What does Chardonnay white wine taste like?
Perhaps one of the greatest attractions of the Chardonnay grape for winemakers is that it provides something of a blank canvas. Because it’s during the winemaking process that the unique character and flavour profile of each wine is defined.
Whether your Chardonnay wine is oaked or unoaked is key to getting to grips with what types of flavours you can expect.
Oak-aged chardonnays tend to be warm, full-bodied, rich and rounded, often presenting flavours of butter, toast and home baked spices such as vanilla, cloves and nutmeg. The older the barrel, the more likely the wine is to take on a fuller texture, as well as these distinctive flavours. And then there’s the climate factor.
Chardonnay white wine from warmer climes such as Australia, California, Chile, South Africa and Argentina, will often taste positively tropical, treating the palate to zingy smacks of pineapple, peach and mango.
California white chardonnay such as Black’s Station hits the button for ripe crispness, or there’s the nectarine bouquet and honey dew melon palate of Corryton Burge, a lively South Australian Chardonnay balanced by the richness of creamy shortbread.
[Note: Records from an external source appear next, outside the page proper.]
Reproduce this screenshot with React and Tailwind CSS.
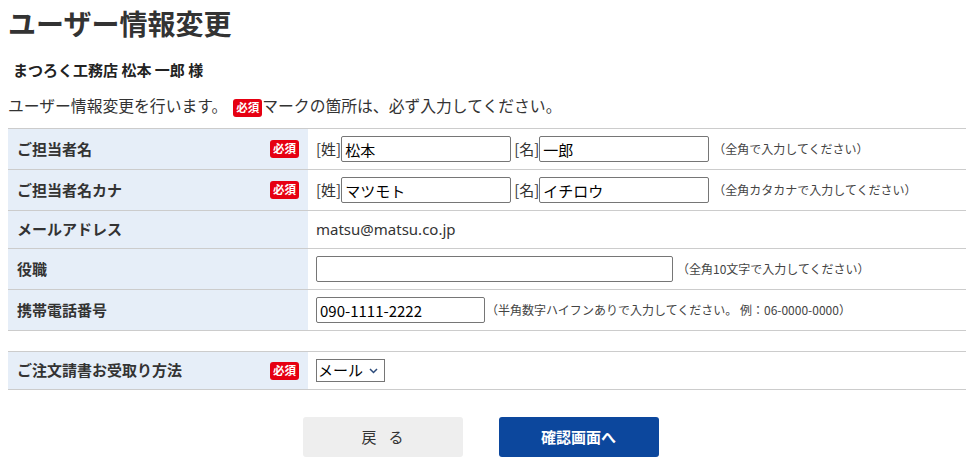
import React from 'react';

const font = { fontFamily: '"Noto Sans CJK JP", "Noto Sans", sans-serif' };

const Badge = () => (
  <span className="inline-flex items-center justify-center w-[29px] h-[18px] rounded-[3px] bg-[#e60012] text-white text-[11.5px] font-bold leading-none">
    必須
  </span>
);

const Row = ({ label, required, h = 'h-[40px]', top, children }) => (
  <div className={`grid grid-cols-[300px_1fr] border-b border-[#cccccc] ${top ? 'border-t' : ''}`}>
    <div className={`${h} bg-[#e6eef8] flex items-center justify-between pl-[9px] pr-[9px]`}>
      <span className="text-[15px] font-bold text-[#333]">{label}</span>
      {required && <Badge />}
    </div>
    <div className={`${h} flex items-center pl-2 text-[#333]`}>{children}</div>
  </div>
);

const Note = ({ children, className = '' }) => (
  <span className={`text-[12px] text-[#444] ${className}`}>{children}</span>
);

const Input = ({ w, value = '' }) => (
  <input
    readOnly
    defaultValue={value}
    className={`${w} h-[26px] border border-[#767676] rounded-[2px] px-[3px] text-[15px] text-black bg-white outline-none`}
  />
);

export default function App() {
  return (
    <div className="bg-white w-[966px] h-[470px] overflow-hidden text-[#333] pl-2" style={font}>
      <div className="h-[46px] flex items-center">
        <h1 className="text-[28px] font-bold text-[#333]">ユーザー情報変更</h1>
      </div>
      <div className="h-[48px] flex items-center pl-[5px]">
        <p className="text-[15px] font-bold text-[#222]">まつろく工務店 松本 一郎 様</p>
      </div>
      <div className="h-[24px] flex items-center mb-[10px] text-[15.8px] text-[#333]">
        <span>ユーザー情報変更を行います。</span>
        <span className="ml-[6px]"><Badge /></span>
        <span>マークの箇所は、必ず入力してください。</span>
      </div>

      <div>
        <Row label="ご担当者名" required top>
          <span className="text-[15px]">[姓]</span>
          <Input w="w-[170px]" value="松本" />
          <span className="text-[15px] ml-[3px]">[名]</span>
          <Input w="w-[170px]" value="一郎" />
          <Note className="ml-[4px]">（全角で入力してください）</Note>
        </Row>
        <Row label="ご担当者名カナ" required>
          <span className="text-[15px]">[姓]</span>
          <Input w="w-[170px]" value="マツモト" />
          <span className="text-[15px] ml-[3px]">[名]</span>
          <Input w="w-[170px]" value="イチロウ" />
          <Note className="ml-[4px]">（全角カタカナで入力してください）</Note>
        </Row>
        <Row label="メールアドレス" h="h-[37px]">
          <span className="text-[15px] text-[#333]" style={{ fontFamily: '"Noto Sans", sans-serif' }}>matsu@matsu.co.jp</span>
        </Row>
        <Row label="役職">
          <Input w="w-[357px]" />
          <Note className="ml-[4px]">（全角10文字で入力してください）</Note>
        </Row>
        <Row label="携帯電話番号">
          <Input w="w-[169px]" value="090-1111-2222" />
          <Note className="ml-[1px]">（半角数字ハイフンありで入力してください。 例：06-0000-0000）</Note>
        </Row>
      </div>

      <div className="mt-[20px]">
        <Row label="ご注文請書お受取り方法" required h="h-[37px]" top>
          <div className="relative w-[69px] h-[23px] border border-[#767676] flex items-center pl-[1px] bg-white">
            <span className="text-[15px] text-black">メール</span>
            <svg className="absolute right-[6px] top-[8px]" width="9" height="6" viewBox="0 0 9 6">
              <path d="M1 1l3.5 3.5L8 1" fill="none" stroke="#2b4a7a" strokeWidth="1.5" />
            </svg>
          </div>
        </Row>
      </div>

      <div className="flex justify-center gap-[36px] mt-[27px] pr-[13px]">
        <button className="w-[160px] h-[40px] rounded-[3px] bg-[#eeeeee] text-[15px] text-[#333] tracking-[12px] pl-[12px]">戻る</button>
        <button className="w-[160px] h-[40px] rounded-[3px] bg-[#0c479d] text-[15px] font-bold text-white">確認画面へ</button>
      </div>
    </div>
  );
}
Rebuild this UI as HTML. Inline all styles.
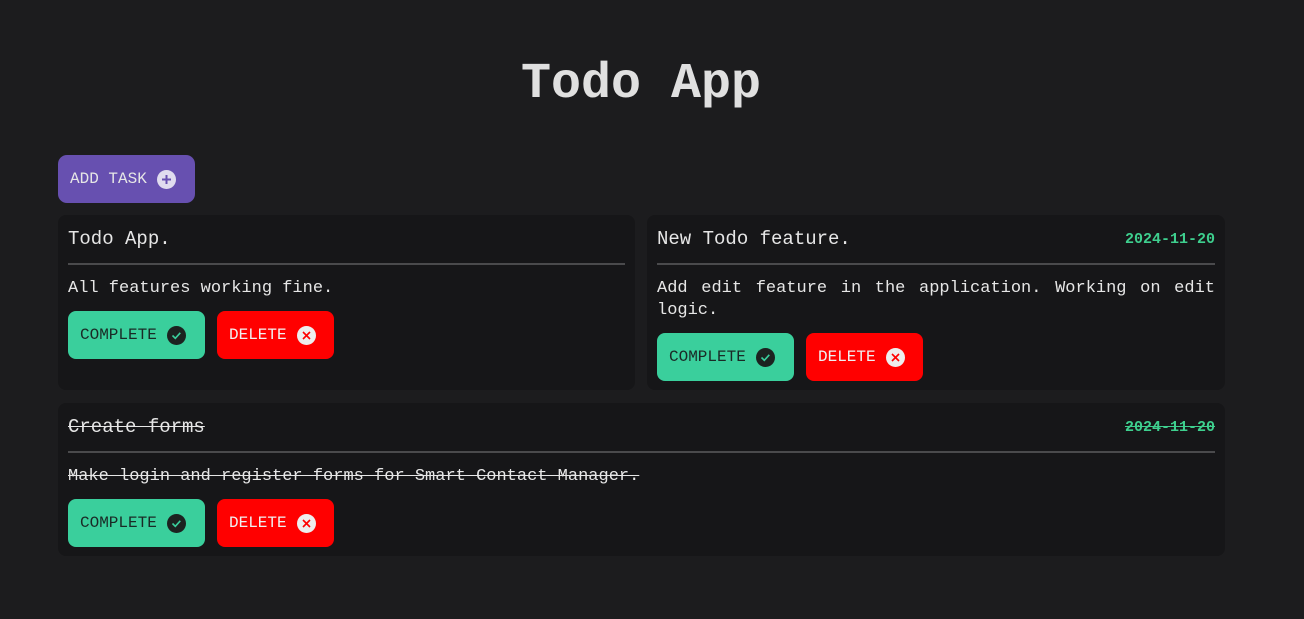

Chardonnay white wine from the cooler regions is often leaner in flavour, with apple or pear more likely to take the fruity lead. The coolest Chardonnay vineyards, such as those in Chablis, Champagne and Germany, for example, have a tendency to lean towards green apple aromas.
Unoaked Chardonnay wine on the other hand frequently comes as a surprise to the uninitiated, often reminiscent of the zesty styles of Sauvignon Blanc or Pinot Grigio, but minus the ‘green’ edginess.
Chardonnay tasting notes may also be attributed to the soils of the vineyard. Chablis white Chardonnay for example can be very mineral-led, with hints of chalk and blossom as well as high levels of acidity.
If you’re looking for something that strikes a balance, the best Chardonnay wine for you may well be a white Burgundy, where the minerality of the Old World meets the power of the New World, creating a rich surge of flavour, followed by a refreshing length on the palate.
Or perhaps you might be tempted by a Petit Chablis, a wine made from grapes grown just outside the region proper, where a citrus bouquet and saline minerality encounter a buttery, toasty complexity.
Interesting facts about chardonnay wine
Now, if you’re keen to impress your friends, your clients or your boss next time you’re indulging in a glass of chardonnay wine together, here are some interesting facts to scribble on your hankie…
Champagne is made from Chardonnay
Chardonnay is one of the three main grapes used to make Champagne, and it also plays a starring role in Pinot Noir and Pinot Meunier too. A Blanc de Blanc Champagne is almost certainly 100% Chardonnay, and many New World sparkling wines feature a good measure of Chardonnay too.
Chardonnay once grew amongst thistles
The Chardonnay grape originated in a small village called Mâconnais in the Burgundy region of central eastern France, where monks planted the grape. However, the grape itself is said to have originated from the Latin word Cardonnacum, which means, ‘where the thistle grows’.
Chablis is 100% Chardonnay
If you’re quaffing Chablis, you’re most certainly drinking 100% Chardonnay. Chablis wines rarely display oak aged characteristics. On the contrary, they are more citrus and blossom led on the nose, with high minerality and salinity. Chablis is one of those Chardonnay white wines that tingles the tongue, which as we’ve already discovered, is all down to the qualities of the soil and the climate, as well as the traditions of the winemaking region.
Buying Chardonnay wine?
The Oddbins Chardonnay range is certain to have just what you’re after. Not sure which is the best Chardonnay wine for you? Our team is on hand to help you make the perfect choice. Contact us via Live Chat, e-mail or by calling 0800 328 23 23.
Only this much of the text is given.